## To do:
Show each line from the listing that includes the word "React".

## Data lines:
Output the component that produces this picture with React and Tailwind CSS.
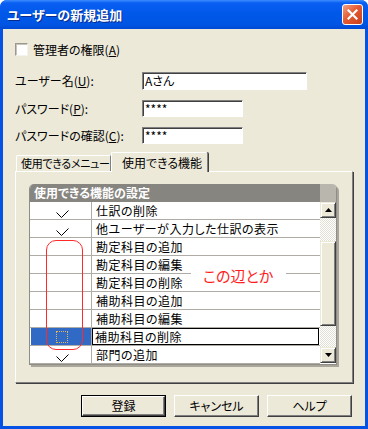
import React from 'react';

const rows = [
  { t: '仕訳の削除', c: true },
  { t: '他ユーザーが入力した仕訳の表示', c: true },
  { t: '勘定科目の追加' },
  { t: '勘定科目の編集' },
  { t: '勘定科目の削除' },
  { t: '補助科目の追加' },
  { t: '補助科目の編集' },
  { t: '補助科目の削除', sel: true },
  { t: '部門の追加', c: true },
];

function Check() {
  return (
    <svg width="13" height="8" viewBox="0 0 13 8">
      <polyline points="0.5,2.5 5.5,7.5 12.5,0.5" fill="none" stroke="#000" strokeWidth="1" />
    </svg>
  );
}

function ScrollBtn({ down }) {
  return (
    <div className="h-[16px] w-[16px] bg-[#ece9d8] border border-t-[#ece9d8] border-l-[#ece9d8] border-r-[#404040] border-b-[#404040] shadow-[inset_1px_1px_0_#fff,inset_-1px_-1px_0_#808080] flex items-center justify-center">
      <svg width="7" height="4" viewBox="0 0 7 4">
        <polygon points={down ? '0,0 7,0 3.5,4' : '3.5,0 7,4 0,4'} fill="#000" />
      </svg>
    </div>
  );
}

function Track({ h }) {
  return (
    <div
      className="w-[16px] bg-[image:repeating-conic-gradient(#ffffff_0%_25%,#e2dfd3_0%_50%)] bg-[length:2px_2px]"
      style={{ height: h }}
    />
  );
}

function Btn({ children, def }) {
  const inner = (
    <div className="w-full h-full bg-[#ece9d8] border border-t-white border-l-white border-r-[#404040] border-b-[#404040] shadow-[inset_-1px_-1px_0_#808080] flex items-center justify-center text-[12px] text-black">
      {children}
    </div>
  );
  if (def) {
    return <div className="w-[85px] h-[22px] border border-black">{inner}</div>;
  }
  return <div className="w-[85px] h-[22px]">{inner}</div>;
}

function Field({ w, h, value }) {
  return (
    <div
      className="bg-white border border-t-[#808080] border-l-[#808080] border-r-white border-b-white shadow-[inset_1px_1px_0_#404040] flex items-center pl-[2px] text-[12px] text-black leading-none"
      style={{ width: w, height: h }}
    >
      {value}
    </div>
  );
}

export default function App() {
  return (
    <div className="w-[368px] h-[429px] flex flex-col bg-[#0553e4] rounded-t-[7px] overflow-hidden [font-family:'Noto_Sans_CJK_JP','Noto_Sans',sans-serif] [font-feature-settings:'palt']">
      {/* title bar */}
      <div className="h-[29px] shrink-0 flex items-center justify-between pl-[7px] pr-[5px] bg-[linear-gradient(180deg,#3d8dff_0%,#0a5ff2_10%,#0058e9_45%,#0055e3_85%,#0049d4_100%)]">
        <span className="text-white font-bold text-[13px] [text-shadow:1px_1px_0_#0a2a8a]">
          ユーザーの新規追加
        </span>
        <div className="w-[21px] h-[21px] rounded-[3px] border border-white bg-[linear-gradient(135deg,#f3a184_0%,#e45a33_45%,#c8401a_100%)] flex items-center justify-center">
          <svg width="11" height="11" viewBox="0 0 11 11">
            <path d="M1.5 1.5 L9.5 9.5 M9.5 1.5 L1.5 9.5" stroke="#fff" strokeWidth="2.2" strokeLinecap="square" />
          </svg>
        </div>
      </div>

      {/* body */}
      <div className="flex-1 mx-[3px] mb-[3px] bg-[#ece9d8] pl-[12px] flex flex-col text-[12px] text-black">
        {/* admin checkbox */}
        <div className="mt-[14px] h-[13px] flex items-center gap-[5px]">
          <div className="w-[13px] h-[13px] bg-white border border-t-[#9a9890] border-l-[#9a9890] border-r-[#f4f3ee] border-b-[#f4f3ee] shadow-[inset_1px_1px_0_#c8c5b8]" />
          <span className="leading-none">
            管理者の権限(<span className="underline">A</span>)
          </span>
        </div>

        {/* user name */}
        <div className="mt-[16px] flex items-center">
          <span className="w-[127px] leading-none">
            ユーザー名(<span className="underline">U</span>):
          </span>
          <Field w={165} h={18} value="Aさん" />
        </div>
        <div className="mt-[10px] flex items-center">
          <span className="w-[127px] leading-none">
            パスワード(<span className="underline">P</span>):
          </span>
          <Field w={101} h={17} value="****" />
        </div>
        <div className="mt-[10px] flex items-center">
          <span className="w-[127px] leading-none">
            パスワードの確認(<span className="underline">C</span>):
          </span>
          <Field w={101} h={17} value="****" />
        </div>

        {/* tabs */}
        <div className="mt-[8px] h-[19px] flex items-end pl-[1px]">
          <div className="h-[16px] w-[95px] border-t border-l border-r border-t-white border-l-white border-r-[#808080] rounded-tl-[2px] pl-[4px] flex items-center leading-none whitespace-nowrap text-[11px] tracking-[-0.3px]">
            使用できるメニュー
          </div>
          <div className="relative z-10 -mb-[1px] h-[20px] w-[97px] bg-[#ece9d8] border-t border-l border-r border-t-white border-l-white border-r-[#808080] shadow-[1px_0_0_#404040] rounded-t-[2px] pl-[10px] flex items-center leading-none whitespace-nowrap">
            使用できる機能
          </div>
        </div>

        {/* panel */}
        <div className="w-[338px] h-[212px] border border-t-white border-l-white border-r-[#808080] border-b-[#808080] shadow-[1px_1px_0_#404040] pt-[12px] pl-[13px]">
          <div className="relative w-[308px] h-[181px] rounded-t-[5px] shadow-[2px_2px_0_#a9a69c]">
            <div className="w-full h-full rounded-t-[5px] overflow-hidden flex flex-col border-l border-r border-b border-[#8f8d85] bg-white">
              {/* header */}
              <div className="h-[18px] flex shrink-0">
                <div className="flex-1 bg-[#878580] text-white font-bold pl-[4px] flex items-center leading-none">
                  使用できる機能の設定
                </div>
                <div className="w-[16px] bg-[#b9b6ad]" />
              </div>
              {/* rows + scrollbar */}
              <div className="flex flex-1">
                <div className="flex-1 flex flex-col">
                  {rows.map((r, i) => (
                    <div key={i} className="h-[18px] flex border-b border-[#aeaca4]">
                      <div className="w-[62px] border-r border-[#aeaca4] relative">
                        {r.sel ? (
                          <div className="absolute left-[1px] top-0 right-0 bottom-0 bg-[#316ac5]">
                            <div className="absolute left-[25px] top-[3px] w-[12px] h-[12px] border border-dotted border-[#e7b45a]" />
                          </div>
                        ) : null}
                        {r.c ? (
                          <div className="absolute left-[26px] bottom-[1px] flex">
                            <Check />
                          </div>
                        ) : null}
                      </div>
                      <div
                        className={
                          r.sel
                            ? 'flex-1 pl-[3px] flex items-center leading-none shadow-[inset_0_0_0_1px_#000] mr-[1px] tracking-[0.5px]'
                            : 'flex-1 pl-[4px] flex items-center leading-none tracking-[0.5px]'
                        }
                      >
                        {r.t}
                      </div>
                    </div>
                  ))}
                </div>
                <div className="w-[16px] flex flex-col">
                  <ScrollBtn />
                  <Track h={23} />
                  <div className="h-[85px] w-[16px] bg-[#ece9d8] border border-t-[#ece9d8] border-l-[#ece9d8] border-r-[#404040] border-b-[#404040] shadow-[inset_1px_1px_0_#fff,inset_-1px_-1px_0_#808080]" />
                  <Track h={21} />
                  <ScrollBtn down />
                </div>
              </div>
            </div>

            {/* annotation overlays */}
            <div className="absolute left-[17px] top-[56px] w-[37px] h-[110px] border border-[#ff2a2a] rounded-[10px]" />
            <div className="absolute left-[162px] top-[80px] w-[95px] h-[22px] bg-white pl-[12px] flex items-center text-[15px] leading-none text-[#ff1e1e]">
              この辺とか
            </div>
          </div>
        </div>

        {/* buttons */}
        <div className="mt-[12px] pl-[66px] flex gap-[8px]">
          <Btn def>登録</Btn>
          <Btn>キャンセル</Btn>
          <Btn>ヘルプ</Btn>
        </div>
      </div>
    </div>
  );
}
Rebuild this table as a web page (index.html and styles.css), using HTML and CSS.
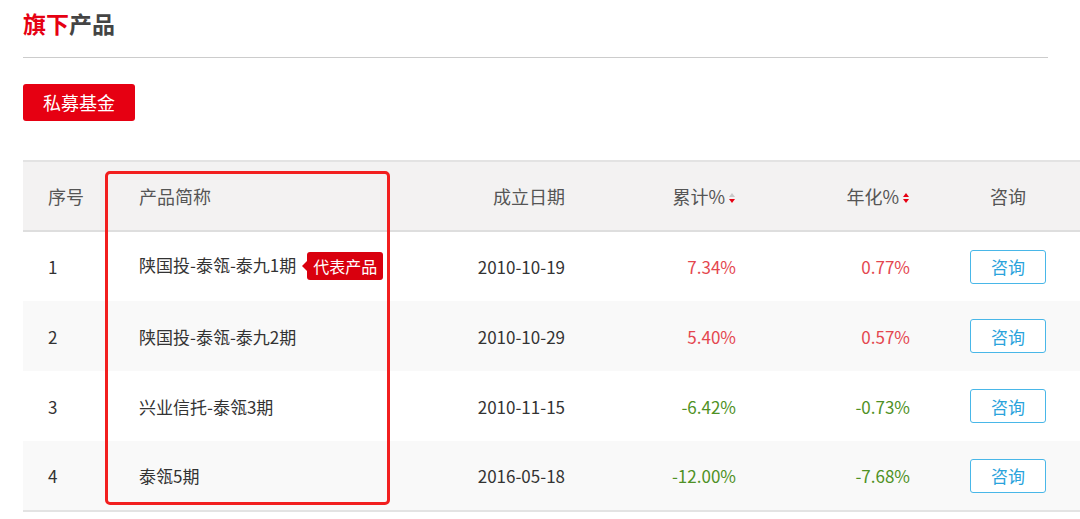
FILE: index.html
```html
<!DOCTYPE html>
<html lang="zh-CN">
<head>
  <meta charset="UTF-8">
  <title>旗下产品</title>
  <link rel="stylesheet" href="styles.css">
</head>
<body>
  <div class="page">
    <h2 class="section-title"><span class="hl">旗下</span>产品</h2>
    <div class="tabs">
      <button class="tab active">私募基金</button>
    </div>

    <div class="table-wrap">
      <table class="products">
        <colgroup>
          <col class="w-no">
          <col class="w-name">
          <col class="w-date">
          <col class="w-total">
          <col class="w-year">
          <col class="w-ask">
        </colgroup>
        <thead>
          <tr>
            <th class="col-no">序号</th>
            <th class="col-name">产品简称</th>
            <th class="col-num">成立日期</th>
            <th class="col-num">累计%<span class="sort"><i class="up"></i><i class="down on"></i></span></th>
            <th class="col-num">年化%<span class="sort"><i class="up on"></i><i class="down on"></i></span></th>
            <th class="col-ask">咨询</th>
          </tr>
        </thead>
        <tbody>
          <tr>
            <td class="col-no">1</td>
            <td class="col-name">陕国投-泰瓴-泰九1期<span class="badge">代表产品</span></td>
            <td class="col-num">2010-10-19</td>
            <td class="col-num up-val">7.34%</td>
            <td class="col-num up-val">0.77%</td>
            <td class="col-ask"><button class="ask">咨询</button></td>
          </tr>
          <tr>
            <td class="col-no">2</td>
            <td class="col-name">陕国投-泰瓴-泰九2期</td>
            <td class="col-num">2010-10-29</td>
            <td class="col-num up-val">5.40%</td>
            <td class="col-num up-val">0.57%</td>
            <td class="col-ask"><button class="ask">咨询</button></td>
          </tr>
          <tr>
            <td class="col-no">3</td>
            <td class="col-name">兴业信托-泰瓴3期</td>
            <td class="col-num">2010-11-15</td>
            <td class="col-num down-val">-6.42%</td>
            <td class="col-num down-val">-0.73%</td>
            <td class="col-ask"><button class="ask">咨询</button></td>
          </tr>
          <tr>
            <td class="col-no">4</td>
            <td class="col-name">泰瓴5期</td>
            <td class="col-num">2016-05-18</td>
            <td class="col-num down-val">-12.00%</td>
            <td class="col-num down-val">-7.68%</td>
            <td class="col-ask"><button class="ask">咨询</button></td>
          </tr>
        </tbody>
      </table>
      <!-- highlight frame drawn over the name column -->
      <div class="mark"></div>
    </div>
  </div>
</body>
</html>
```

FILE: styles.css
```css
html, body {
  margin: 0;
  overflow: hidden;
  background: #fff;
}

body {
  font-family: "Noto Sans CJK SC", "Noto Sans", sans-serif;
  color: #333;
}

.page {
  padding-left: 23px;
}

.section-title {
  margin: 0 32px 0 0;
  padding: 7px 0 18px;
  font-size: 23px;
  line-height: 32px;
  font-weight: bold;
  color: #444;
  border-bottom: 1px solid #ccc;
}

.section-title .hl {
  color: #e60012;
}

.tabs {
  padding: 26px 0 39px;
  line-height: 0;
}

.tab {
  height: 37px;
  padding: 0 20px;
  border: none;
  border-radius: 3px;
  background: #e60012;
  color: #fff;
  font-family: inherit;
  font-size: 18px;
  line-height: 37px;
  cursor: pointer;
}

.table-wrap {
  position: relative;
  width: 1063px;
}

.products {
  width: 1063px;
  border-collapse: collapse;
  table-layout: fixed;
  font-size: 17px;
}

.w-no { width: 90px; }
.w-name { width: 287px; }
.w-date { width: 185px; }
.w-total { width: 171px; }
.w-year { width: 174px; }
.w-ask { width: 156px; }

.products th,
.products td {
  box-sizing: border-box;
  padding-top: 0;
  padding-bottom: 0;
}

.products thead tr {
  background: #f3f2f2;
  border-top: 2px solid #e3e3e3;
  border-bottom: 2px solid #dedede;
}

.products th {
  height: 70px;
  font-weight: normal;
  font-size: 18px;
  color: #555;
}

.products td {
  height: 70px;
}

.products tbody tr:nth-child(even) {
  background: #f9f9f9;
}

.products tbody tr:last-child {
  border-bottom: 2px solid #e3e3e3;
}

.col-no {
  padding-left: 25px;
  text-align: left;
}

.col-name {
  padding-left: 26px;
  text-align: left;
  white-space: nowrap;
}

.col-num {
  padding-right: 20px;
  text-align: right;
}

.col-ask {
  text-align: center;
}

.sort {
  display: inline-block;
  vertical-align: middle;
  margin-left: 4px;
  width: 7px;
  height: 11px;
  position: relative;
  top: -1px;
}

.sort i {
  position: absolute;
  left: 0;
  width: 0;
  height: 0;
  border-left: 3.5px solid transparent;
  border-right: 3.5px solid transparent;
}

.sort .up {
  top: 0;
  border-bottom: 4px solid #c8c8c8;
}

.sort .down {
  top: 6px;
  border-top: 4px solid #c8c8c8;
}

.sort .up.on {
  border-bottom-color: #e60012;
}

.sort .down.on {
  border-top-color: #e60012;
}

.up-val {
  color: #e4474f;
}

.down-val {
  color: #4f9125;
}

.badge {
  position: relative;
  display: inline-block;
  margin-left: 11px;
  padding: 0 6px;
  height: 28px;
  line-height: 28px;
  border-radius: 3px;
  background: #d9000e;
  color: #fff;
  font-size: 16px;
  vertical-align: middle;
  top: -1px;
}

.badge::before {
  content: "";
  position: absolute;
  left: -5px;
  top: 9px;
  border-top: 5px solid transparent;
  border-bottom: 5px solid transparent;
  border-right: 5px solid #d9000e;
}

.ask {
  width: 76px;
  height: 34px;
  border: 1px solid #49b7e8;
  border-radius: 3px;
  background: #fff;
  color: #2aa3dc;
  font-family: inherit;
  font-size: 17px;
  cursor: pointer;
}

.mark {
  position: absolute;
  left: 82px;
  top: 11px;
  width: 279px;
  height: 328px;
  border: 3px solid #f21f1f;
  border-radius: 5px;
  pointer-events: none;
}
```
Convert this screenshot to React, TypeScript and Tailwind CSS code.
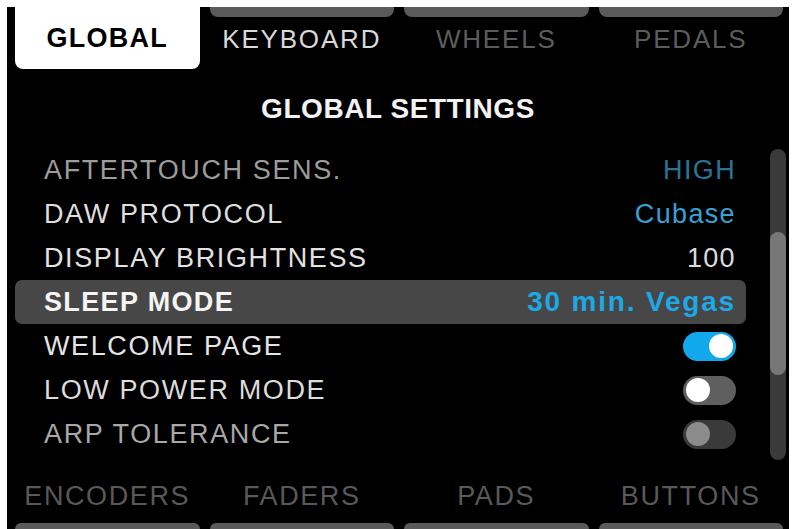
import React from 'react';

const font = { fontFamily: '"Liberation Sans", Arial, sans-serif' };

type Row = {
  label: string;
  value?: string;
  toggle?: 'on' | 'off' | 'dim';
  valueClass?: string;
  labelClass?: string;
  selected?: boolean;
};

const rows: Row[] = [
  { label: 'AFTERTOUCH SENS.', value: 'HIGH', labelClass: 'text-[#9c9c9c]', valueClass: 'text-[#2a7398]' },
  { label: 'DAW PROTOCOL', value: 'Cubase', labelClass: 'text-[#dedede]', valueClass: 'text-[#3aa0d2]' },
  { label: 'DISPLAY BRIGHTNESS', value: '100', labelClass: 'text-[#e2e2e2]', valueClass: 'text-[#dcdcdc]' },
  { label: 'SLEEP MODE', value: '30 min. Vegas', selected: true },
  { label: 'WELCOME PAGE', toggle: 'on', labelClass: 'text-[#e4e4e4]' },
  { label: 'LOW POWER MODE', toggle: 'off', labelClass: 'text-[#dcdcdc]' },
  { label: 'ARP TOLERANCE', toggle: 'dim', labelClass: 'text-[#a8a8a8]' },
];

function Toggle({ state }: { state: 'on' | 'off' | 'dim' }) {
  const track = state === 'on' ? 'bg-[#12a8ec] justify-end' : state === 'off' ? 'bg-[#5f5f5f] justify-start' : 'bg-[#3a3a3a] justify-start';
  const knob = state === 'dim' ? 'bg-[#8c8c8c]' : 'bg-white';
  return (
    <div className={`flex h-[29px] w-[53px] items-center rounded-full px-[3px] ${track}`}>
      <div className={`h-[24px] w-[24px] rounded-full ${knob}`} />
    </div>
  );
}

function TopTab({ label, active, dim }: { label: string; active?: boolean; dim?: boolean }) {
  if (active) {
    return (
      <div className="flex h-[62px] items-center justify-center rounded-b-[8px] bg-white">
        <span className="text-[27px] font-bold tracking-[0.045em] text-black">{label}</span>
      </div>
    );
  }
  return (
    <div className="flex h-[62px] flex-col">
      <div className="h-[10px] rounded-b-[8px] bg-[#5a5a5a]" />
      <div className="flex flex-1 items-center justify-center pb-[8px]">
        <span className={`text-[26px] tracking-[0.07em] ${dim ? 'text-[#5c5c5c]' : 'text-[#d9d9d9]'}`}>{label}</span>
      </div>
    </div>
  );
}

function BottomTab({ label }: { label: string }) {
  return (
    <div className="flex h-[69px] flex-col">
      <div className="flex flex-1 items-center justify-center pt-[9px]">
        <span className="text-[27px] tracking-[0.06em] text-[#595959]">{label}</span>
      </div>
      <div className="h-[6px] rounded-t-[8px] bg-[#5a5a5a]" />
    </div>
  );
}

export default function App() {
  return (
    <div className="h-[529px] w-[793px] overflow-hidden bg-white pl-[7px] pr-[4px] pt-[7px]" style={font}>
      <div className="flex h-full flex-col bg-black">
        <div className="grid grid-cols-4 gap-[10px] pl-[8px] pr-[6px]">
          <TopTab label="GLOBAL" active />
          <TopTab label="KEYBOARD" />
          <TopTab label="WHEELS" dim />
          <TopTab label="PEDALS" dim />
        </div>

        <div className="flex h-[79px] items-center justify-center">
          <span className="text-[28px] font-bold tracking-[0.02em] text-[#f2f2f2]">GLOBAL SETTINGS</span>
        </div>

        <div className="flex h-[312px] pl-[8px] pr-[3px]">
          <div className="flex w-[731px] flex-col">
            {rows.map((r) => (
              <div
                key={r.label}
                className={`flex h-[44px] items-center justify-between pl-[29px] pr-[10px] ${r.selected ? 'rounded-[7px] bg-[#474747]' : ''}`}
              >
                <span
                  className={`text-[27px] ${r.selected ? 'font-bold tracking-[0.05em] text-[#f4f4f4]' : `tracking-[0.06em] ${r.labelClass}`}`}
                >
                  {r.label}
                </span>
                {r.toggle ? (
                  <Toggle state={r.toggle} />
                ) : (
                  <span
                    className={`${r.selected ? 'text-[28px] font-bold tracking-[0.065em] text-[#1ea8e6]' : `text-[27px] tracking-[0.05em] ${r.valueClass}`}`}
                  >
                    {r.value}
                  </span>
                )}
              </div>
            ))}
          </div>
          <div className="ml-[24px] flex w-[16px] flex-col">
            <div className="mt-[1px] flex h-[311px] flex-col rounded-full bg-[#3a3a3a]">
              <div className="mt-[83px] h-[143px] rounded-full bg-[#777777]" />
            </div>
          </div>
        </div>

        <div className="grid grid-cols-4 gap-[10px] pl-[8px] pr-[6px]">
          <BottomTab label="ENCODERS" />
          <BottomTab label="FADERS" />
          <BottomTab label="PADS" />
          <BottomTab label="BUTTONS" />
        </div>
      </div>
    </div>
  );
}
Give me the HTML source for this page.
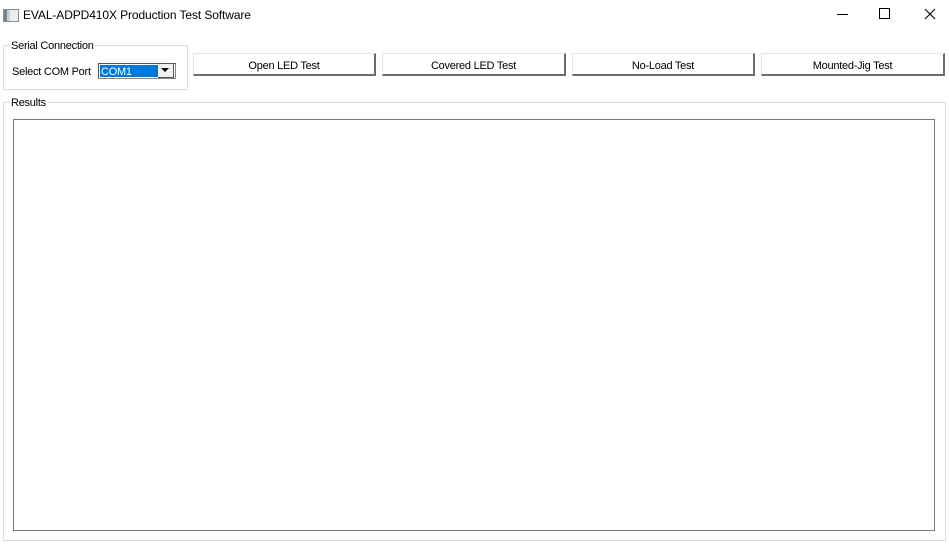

## Answer for this exercise:
Output the component that produces this picture with React and Tailwind CSS.
import React from 'react';
Convert this screenshot to React, TypeScript and Tailwind CSS code.
import React from 'react';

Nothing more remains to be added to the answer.